El pretexto para visitar a los hermanos es que todos están invitados a una fiesta de disfraces (de ahí Catalina Creel y Tinker Bell), pero la verdadera razón que lleva a Masha a las afueras de la ciudad es que pretende vender la casa donde viven Vanya y Sonia y dejarlos, básicamente, en la calle, porque le resultan un gasto grande e innecesario.
Christopher Durang (dramaturgo) aborda temas clásicos chejovianos pero desde la comedia. El miedo a envejecer y dejar de ser relevante, la relación familiar tantas veces conflictiva, el amor no de juventud, la falsa identidad, el dolor del arte dramático, la soledad, el desemplo, la incapacidad de satisfacción, etc. Y en texto la obra funciona muy bien. No es una parodia fársica, pero sí una excelente manera de reír de aquello con lo que Chéjov nos ha hecho llorar. No hay un Tréplev que se vaya a suicidar, en su lugar, Kael nos recuerda que la vida puede ser un viaje ligero y en calzones; y ahí donde Olga, Masha e Irina no logran encontrar la paz, Durang reivindica a sus tres hermanos y les da un final amoroso, digno de comedia linda y sin pretenciones.
Todo bien con el material original. Y no es que los Guajolotes Salvajes sea terrible. De hecho tiene un muy buen primer acto. Raquel Garza sale a adueñarse del escenario con un personaje construido de la punta de la cabeza y hasta el dedo gordo del pie, y no para de soltar línea tras línea que caen precisas y en su lugar -a pesar de que Roberto Blandón a su lado no le está dando mucho con una teatralidad anticuada, poco trabajo de creación y cero química- y desde el segundo uno que Sergio Lozano pisa las tablas como Kael no para de hacer reír y deleitar el ojo, comiéndose de pronto a sus compañeros con más currículum y presentándose como un actor digno de tener en el radar, especialmente con una bellísima escena de «casting» que hace referente directo a Twilight y con la cual se gana ovaciones. Merecidas.
La regionalización funciona adecuadamente. Incluso donde Sonia originalmente se disfraza de Maggie Smith para ir a la fiesta, muy con el pesar de Masha que quiere brillar como Snow White y que todos a su alrededor sean príncipes, brujas o enanos, acá la visten de Catalina Creel y haciendo una gran imitación de María Rubio y lo grandilocuente de su villana, Raquel se come las escenas donde le toca estar disfrazada y se avienta un papelón que saca carcajadas. Las referencias a personajes de la cultura pop mexicana, y la casa que bien podría estar ubicada en un Tequisquiapan hacen perfecto sentido.

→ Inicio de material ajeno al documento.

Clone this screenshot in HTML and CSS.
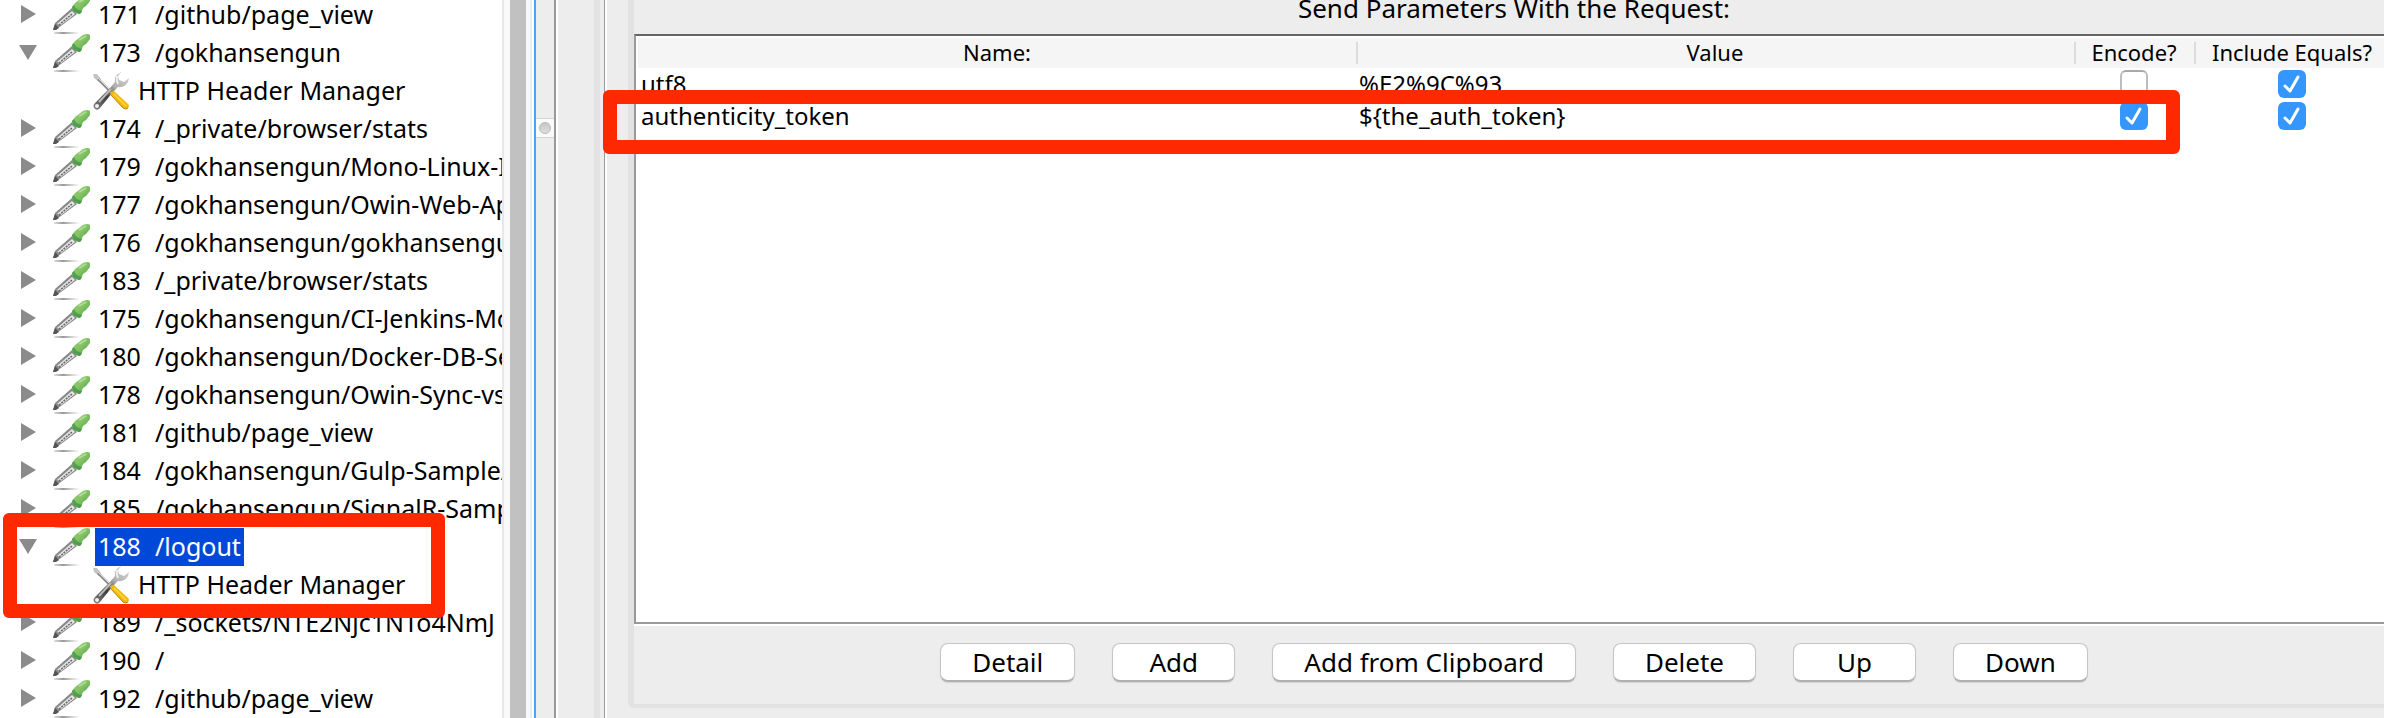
FILE: index.html
```html
<!DOCTYPE html>
<html lang="en">
<head>
<meta charset="utf-8">
<title>HTTP Request Parameters</title>
<link rel="stylesheet" href="styles.css">
</head>
<body>
<svg class="sprites" width="0" height="0" aria-hidden="true">
  <defs>
    <linearGradient id="bulb" x1="0" y1="0" x2="1" y2="1">
      <stop offset="0" stop-color="#8fcb72"/><stop offset=".45" stop-color="#86c566"/><stop offset="1" stop-color="#4b9a47"/>
    </linearGradient>
    <linearGradient id="shade" x1="0" y1="0" x2="1" y2="0">
      <stop offset="0" stop-color="#999" stop-opacity=".3"/><stop offset=".35" stop-color="#999"/><stop offset="1" stop-color="#aaa" stop-opacity="0"/>
    </linearGradient>
    <linearGradient id="steel" x1="1" y1="0" x2="0" y2="1">
      <stop offset="0" stop-color="#d8d8d8"/><stop offset=".4" stop-color="#b0b0b0"/><stop offset=".65" stop-color="#3c3c3c"/><stop offset="1" stop-color="#888"/>
    </linearGradient>
  </defs>
  <symbol id="dropper" viewBox="0 0 38 38">
    <rect x="2" y="36" width="26" height="2" fill="url(#shade)"/>
    <path d="M1 34l2-7 17-15 5 6-16 12-6 4z" fill="#8a8a8a"/>
    <path d="M5 28l15-13 3 3-14 11z" fill="#e6e6e6"/>
    <path d="M7 29l13-11" stroke="#666" stroke-width="1.500" stroke-dasharray="2 1"/>
    <path d="M1 34l2-6 4 4-3 2z" fill="#555"/>
    <path d="M20 11l3-4 4-3 4-3q5-2 7 0v4l-4 5-3 2-2 5q-2 2-4 0-5-1-5-6z" fill="url(#bulb)"/>
    <path d="M20 11l2-2q2 5 8 6l-1 2q-2 2-4 0-5-1-5-6z" fill="#439447" opacity=".75"/>
    <path d="M27 6l7-4" stroke="#b0dc98" stroke-width="2"/>
  </symbol>
  <symbol id="tools" viewBox="0 0 38 38">
    <path d="M1 2l4 0 4 5-2 3-5-4z" fill="#c4c4c4"/>
    <path d="M6 7l14 14" stroke="#8c8c8c" stroke-width="2.500"/>
    <path d="M6 6l13 13" stroke="#ddd" stroke-width="1"/>
    <path d="M28 1q-6 2-5 9l-5 6-15 15q-3 3 0 6 3 2 5-1l13-16 5-5q7 1 10-5l1-4-5 4-5-2-1-4 4-5-1 0z" fill="url(#steel)"/>
    <path d="M25 4q-1 4 1 8" stroke="#f1f1f1" stroke-width="2" fill="none"/>
    <path d="M7 30l12-13" stroke="#bbb" stroke-width="2"/>
    <circle cx="5" cy="34" r="2" fill="#eee"/>
    <path d="M18 20l4-1 14 13q2 2 0 4-3 2-5 0l-12-13z" fill="#f3b90c"/>
    <path d="M22 22l12 12" stroke="#ffd83a" stroke-width="1.500"/>
    <path d="M19 23l12 13q3 2 5 0" stroke="#bd8608" stroke-width="1" fill="none"/>
  </symbol>
  <symbol id="closed" viewBox="0 0 18 18"><path d="M2 0v18l15-9z" fill="#8b8b8b"/></symbol>
  <symbol id="open" viewBox="0 0 18 18"><path d="M0 2h18l-9 15z" fill="#8b8b8b"/></symbol>
</svg>

<div class="window">
  <nav class="tree-pane" aria-label="Test plan">
    <ul class="tree">
      <li class="node"><button class="toggle" aria-label="Expand"><svg><use href="#closed"/></svg></button><svg class="icon"><use href="#dropper"/></svg><span class="label"><span class="num">171 </span>/github/page_view</span></li>
      <li class="node"><button class="toggle" aria-label="Collapse"><svg><use href="#open"/></svg></button><svg class="icon"><use href="#dropper"/></svg><span class="label"><span class="num">173 </span>/gokhansengun</span></li>
      <li class="node child"><svg class="icon"><use href="#tools"/></svg><span class="label">HTTP Header Manager</span></li>
      <li class="node"><button class="toggle" aria-label="Expand"><svg><use href="#closed"/></svg></button><svg class="icon"><use href="#dropper"/></svg><span class="label"><span class="num">174 </span>/_private/browser/stats</span></li>
      <li class="node"><button class="toggle" aria-label="Expand"><svg><use href="#closed"/></svg></button><svg class="icon"><use href="#dropper"/></svg><span class="label"><span class="num">179 </span>/gokhansengun/Mono-Linux-I</span></li>
      <li class="node"><button class="toggle" aria-label="Expand"><svg><use href="#closed"/></svg></button><svg class="icon"><use href="#dropper"/></svg><span class="label"><span class="num">177 </span>/gokhansengun/Owin-Web-Ap</span></li>
      <li class="node"><button class="toggle" aria-label="Expand"><svg><use href="#closed"/></svg></button><svg class="icon"><use href="#dropper"/></svg><span class="label"><span class="num">176 </span>/gokhansengun/gokhansengun</span></li>
      <li class="node"><button class="toggle" aria-label="Expand"><svg><use href="#closed"/></svg></button><svg class="icon"><use href="#dropper"/></svg><span class="label"><span class="num">183 </span>/_private/browser/stats</span></li>
      <li class="node"><button class="toggle" aria-label="Expand"><svg><use href="#closed"/></svg></button><svg class="icon"><use href="#dropper"/></svg><span class="label"><span class="num">175 </span>/gokhansengun/CI-Jenkins-Mo</span></li>
      <li class="node"><button class="toggle" aria-label="Expand"><svg><use href="#closed"/></svg></button><svg class="icon"><use href="#dropper"/></svg><span class="label"><span class="num">180 </span>/gokhansengun/Docker-DB-Se</span></li>
      <li class="node"><button class="toggle" aria-label="Expand"><svg><use href="#closed"/></svg></button><svg class="icon"><use href="#dropper"/></svg><span class="label"><span class="num">178 </span>/gokhansengun/Owin-Sync-vs</span></li>
      <li class="node"><button class="toggle" aria-label="Expand"><svg><use href="#closed"/></svg></button><svg class="icon"><use href="#dropper"/></svg><span class="label"><span class="num">181 </span>/github/page_view</span></li>
      <li class="node"><button class="toggle" aria-label="Expand"><svg><use href="#closed"/></svg></button><svg class="icon"><use href="#dropper"/></svg><span class="label"><span class="num">184 </span>/gokhansengun/Gulp-Sample/</span></li>
      <li class="node"><button class="toggle" aria-label="Expand"><svg><use href="#closed"/></svg></button><svg class="icon"><use href="#dropper"/></svg><span class="label"><span class="num">185 </span>/gokhansengun/SignalR-Samp</span></li>
      <li class="node"><button class="toggle" aria-label="Collapse"><svg><use href="#open"/></svg></button><svg class="icon"><use href="#dropper"/></svg><span class="label selected"><span class="num">188 </span>/logout</span></li>
      <li class="node child"><svg class="icon"><use href="#tools"/></svg><span class="label">HTTP Header Manager</span></li>
      <li class="node"><button class="toggle" aria-label="Expand"><svg><use href="#closed"/></svg></button><svg class="icon"><use href="#dropper"/></svg><span class="label"><span class="num">189 </span>/_sockets/NTE2Njc1NTo4NmJ</span></li>
      <li class="node"><button class="toggle" aria-label="Expand"><svg><use href="#closed"/></svg></button><svg class="icon"><use href="#dropper"/></svg><span class="label"><span class="num">190 </span>/</span></li>
      <li class="node"><button class="toggle" aria-label="Expand"><svg><use href="#closed"/></svg></button><svg class="icon"><use href="#dropper"/></svg><span class="label"><span class="num">192 </span>/github/page_view</span></li>
    </ul>
    <div class="mark mark-tree"></div>
  </nav>
  <div class="scrollbar"><div class="thumb"></div></div>
  <div class="splitter"><div class="grip"><span class="knob"></span></div></div>
  <div class="gutter"></div>

  <main class="editor">
    <section class="panel">
      <h1 class="title">Send Parameters With the Request:</h1>
      <div class="table-box">
        <table class="params">
          <colgroup><col><col><col class="col-encode"><col class="col-equals"></colgroup>
          <thead>
            <tr><th>Name:</th><th>Value</th><th>Encode?</th><th>Include Equals?</th></tr>
          </thead>
          <tbody>
            <tr><td>utf8</td><td>%E2%9C%93</td><td class="tick"><input type="checkbox" aria-label="Encode utf8"></td><td class="tick"><input type="checkbox" aria-label="Include equals utf8" checked></td></tr>
            <tr><td>authenticity_token</td><td>${the_auth_token}</td><td class="tick"><input type="checkbox" aria-label="Encode authenticity_token" checked></td><td class="tick"><input type="checkbox" aria-label="Include equals authenticity_token" checked></td></tr>
          </tbody>
        </table>
        <div class="mark mark-row"></div>
      </div>
      <div class="actions">
        <button class="btn">Detail</button>
        <button class="btn">Add</button>
        <button class="btn">Add from Clipboard</button>
        <button class="btn">Delete</button>
        <button class="btn">Up</button>
        <button class="btn">Down</button>
      </div>
    </section>
  </main>
</div>
</body>
</html>
```
FILE: styles.css
```css
* { box-sizing: border-box; }

body {
  margin: 0;
  background: #ededed;
  color: #000;
  font-family: "Noto Sans", "Open Sans", sans-serif;
  font-size: 24px;
}

.sprites { position: absolute; }

.window {
  display: flex;
  height: 100vh;
  overflow: hidden;
}

/* Tree */
.tree-pane {
  position: relative;
  flex: 0 0 502px;
  overflow: hidden;
  background: #fff;
}

.tree {
  margin: -4px 0 0;
  padding: 0;
  list-style: none;
  font-size: 25px;
}

.node {
  display: flex;
  height: 38px;
  padding-left: 19px;
  white-space: nowrap;
}

.node.child { padding-left: 92px; }

.toggle {
  display: flex;
  flex: none;
  align-items: center;
  width: 33px;
  padding: 0 0 2px;
  border: 0;
  background: none;
}

.toggle svg { width: 18px; height: 18px; }

.icon {
  flex: none;
  width: 38px;
  height: 38px;
}

.label {
  margin-left: 5px;
  padding: 0 3px 2px;
  line-height: 36px;
}

.selected { background: #0049d8; color: #fff; }

.num {
  display: inline-block;
  width: 57px;
}

.scrollbar {
  flex: 0 0 32px;
  padding: 0 8px;
  background: linear-gradient(90deg, #e8e8e8 2px, #f9f9f9 2px 28px, #ececec 28px 30px, #fff 30px);
}

.thumb { height: 100%; background: #c1c1c1; }

.splitter {
  flex: 0 0 24px;
  padding-top: 118px;
  border-left: 2px solid #50a3ee;
  border-right: 2px solid #fff;
  box-shadow: inset -2px 0 #999;
}

.grip {
  display: flex;
  align-items: center;
  justify-content: center;
  height: 20px;
  margin-right: 2px;
  border: solid #d5d5d5;
  border-width: 1px 0;
  background: #fafafa;
}

.knob {
  width: 12px;
  height: 12px;
  border: 1px solid #b9b9b9;
  border-radius: 50%;
  background: linear-gradient(#c6c6c6, #dedede);
}

.gutter {
  flex: 0 0 42px;
  border-right: 6px solid #e3e3e3;
}

/* Parameter editor */
.editor {
  flex: 1;
  min-width: 0;
  margin-left: 4px;
  padding: 0 0 10px 23px;
  border-left: 1px solid #999;
  box-shadow: inset 2px 0 #fff;
}

.panel {
  display: flex;
  flex-direction: column;
  height: 100%;
  margin-right: -6px;
  border: solid #e2e2e2;
  border-width: 0 0 4px 6px;
  border-radius: 0 0 0 6px;
}

.title {
  margin: 0 0 18px;
  padding-left: 4px;
  font-size: 26px;
  font-weight: 400;
  line-height: 16px;
  text-align: center;
}

.table-box {
  position: relative;
  flex: 1;
  padding: 2px 0 0 2px;
  border: 2px solid #999;
  border-top-color: #666;
  border-right: 0;
  background: #fff;
  box-shadow: 0 2px #fff;
}

.params {
  width: 100%;
  border-collapse: collapse;
  table-layout: fixed;
}

.col-encode { width: 120px; }
.col-equals { width: 196px; }

th {
  height: 30px;
  padding: 0 0 2px;
  background: linear-gradient(#dcdcdc, #dcdcdc) left 4px / 2px 22px no-repeat #f5f5f5;
  font-size: 22px;
  font-weight: 400;
  line-height: 28px;
}

th:first-child { background: #f5f5f5; }

td {
  height: 32px;
  padding: 0 3px;
  line-height: 32px;
}

.tick { text-align: center; }

input[type="checkbox"] {
  display: block;
  width: 28px;
  height: 28px;
  margin: 0 auto;
  border: 2px solid #bdbdbd;
  border-top-color: #a8a8a8;
  border-radius: 6px;
  background: #fff;
  appearance: none;
}

input[type="checkbox"]:checked {
  border: 0;
  background: #3596fd url("data:image/svg+xml,%3Csvg xmlns='http://www.w3.org/2000/svg' viewBox='0 0 28 28'%3E%3Cpath d='M7 16l5 5 8-14' fill='none' stroke='white' stroke-width='3' stroke-linecap='round' stroke-linejoin='round'/%3E%3C/svg%3E");
}

.actions {
  display: flex;
  justify-content: center;
  gap: 37px;
  padding: 19px 0 22px 4px;
}

.btn {
  min-width: 123px;
  height: 39px;
  padding: 0 31px;
  border: 1px solid #c6c6c6;
  border-bottom: 2px solid #b0b0b0;
  border-radius: 8px;
  background: #fff;
  box-shadow: 0 1px 1px #d5d5d5;
  color: #000;
  font-family: inherit;
  font-size: 26px;
  line-height: 36px;
}

/* Highlight frames drawn over the content */
.mark {
  position: absolute;
  border: 14px solid #ff2900;
  border-radius: 6px;
  pointer-events: none;
}

.mark-tree {
  top: 513px;
  left: 3px;
  width: 442px;
  height: 105px;
}

.mark-row {
  top: 54px;
  right: 210px;
  left: -33px;
  height: 64px;
}
```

Pero Margarita Gralia no termina por estirar a su diva inspirada en Irina con tintes de Andréievna, de modo que su comedia flota en lo pasable pero poco extraordinario, y lo mismo le sucede a Alexa Martín, que no acaba de jugar lo suficiente con lo ingénue de Nina y se vuelve simplemente una buena de la historia sin más.
Eso para el segundo acto resulta cada vez más obvio, y dado que Kael sale un poco del panorama, queda en Raquel Garza sostener una obra que ha empezado a ladearse como la Torre de Pisa. Enrique Singer (director) no se compromete del todo a crear comedia, y dirige a su elenco desde lo funcional pero básico, sin realmente buscar lo nuevo, lo poderoso, lo interesante, y especialmente lo risible.
Deja que los disfraces hagan más por la comedia que el propio texto, y que sus actores hagan a un lado la modulación que impide la entrada de lo gracioso. Roberto Blandón tiene todo un monólogo a manera de break down que se transforma en gritoniza tropezada cuando bien podría ser una mezcla de carácter mucho más definitiva de Vanya, que además encuera a Blandón, dejándolo muy desprotegido y sacando a la luz sus debilidades actorales. Cosa con la que su director podría tener más cuidado.
Pongamos una cosa clara, Los Guajolotes Salvajes es una comedia para todo mundo y funciona como tal, pero sí es verdad que para el que entiende los referentes es mucho más graciosa. Conocer la obra de Chéjov es un plus para el que va a verla, pero no una necesidad. Es divertida, pero no lo suficiente para sostenerse por dos horas, y el tan afamado elenco que en el póster grita «maravilla», al momento de juntarlos en acción no terminan por crean magia. En Broadway ganó el Tony con una propuesta propia, aquí tendremos suerte si en unos años recordamos que alguna vez estuvo en cartelera.
Los Guajolotes Salvajes se presenta viernes, sábados y domingos en el Teatro López Tarso.